To make the most of coupons I think you need to keep a few do’s and don’ts in mind:
–Do use coupons when items are on sale, and at the store where items are already cheapest.
–Do combine coupons with a price-book to make sure you know where prices are best.
–Do compare coupon items with generics, and be willing to ditch the coupon if the generic wins.
–Do expect it to take a little more time to get through the grocery store with coupons.
–Do remember that homemade items often cost less and are healtheir than highly processed foods often featured in coupons.
–Don’t buy junk that you don’t usually buy just because you have a coupon. Even almost-free junk is still junk.
–Don’t feel guilty if you choose NOT to coupon or if you coupon only in a limited way. It is not the be-all, end-all way to save money.

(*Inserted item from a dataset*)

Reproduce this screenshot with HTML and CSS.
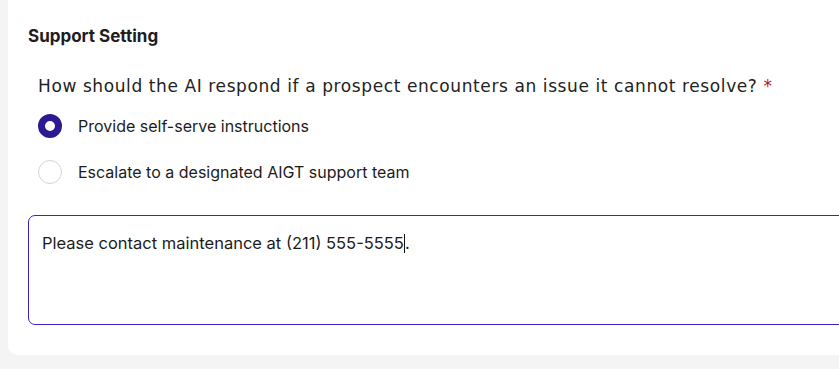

If you’ve got the time free to invest in learning the system and you’re willing to keep your brain engaged for your entire shopping trip, couponing can be done wisely. (If you’d like to learn more, Money Saving Mom is one starting point.) During weeks with freebies or really awesome deals like Albertson’s double coupons, I’m right there in the aisles with a wad coupons and a thoughtful look on my face. But it does take a lot of time and energy and there are lots of other ways to save money too. Check out my book Family Feasts for $75 a Week if you’re in need of inspiration in non-coupon grocery saving. Most of the time I prefer to rack up the savings by spending a bit of time in my own comfy kitchen.
In the end it comes down to thinking carefully about the time constraints and needs of your life, choosing ways to save that fit where you are right now, and letting go of guilt over the thing you don’t have time to do. With a little thought and planning, everyone can save money at the store. Whether coupons are a large or a small part of that equation is up to you.